Le travailleur soviétique ne pouvant secouer cette double contrainte oppressive, tente très vite de la contourner par des ruses de toutes sortes. La plus anonyme est le bulletin nul lors des élections diverses, où se présente la liste unique du « bloc des membres du parti et des sans-parti » ; la plus répandue est la volynka ou « grève à l’italienne », vite devenue rituelle : sans rien dire, l’ouvrier arrive en retard au travail, part en avance, s’absente, se fait déclarer malade, même en bonne santé, et surtout, sans aucune déclaration collective, chaque travailleur présent à son poste de travail s’acharne à travailler le plus lentement possible, à traîner au maximum, voire à ne rien faire tout en feignant de travailler.
La volynka durera en s’aggravant jusqu’à la fin de l’URSS. J’en ai eu une illustration lorsque j’étais lecteur de français à l’Université de Leningrad en 1961. Un jour de février, un de mes étudiants me dit : « mon frère, qui est ouvrier à Stalingrad, arrive demain à Leningrad avec deux ouvriers de son usine qui a lancé un défi à une usine de Leningrad.
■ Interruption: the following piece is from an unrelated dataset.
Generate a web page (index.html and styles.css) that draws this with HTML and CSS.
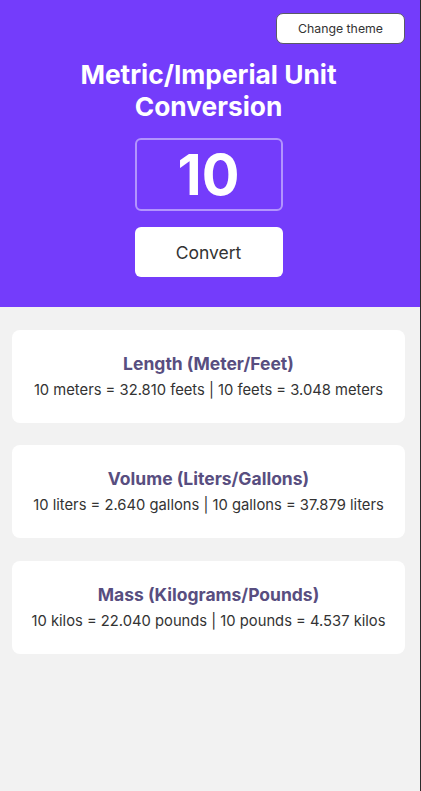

Il loge dans le même foyer d’étudiant que vous. Je lui ai parlé de vous. Il veut vous voir ». Quelques jours plus tard, rendez-vous est pris. Après quelques questions sur la France, le Stalingradois me dit tout de go : « Savez-vous ce que disent les ouvriers de mon usine ? —   Non, comment le saurais-je ? » Il reprend : « Les ouvriers de mon usine à Stalingrad, et pas seulement eux, disent : on cessera de faire semblant de travailler quand ils cesseront de faire semblant de nous payer. »
L’historien russe Afanassiev cite cette phrase, qu’il qualifie de « blague fort répandue à l’époque soviétique » sous une forme voisine : « ils font semblant de nous payer et nous faisons semblant de travailler ».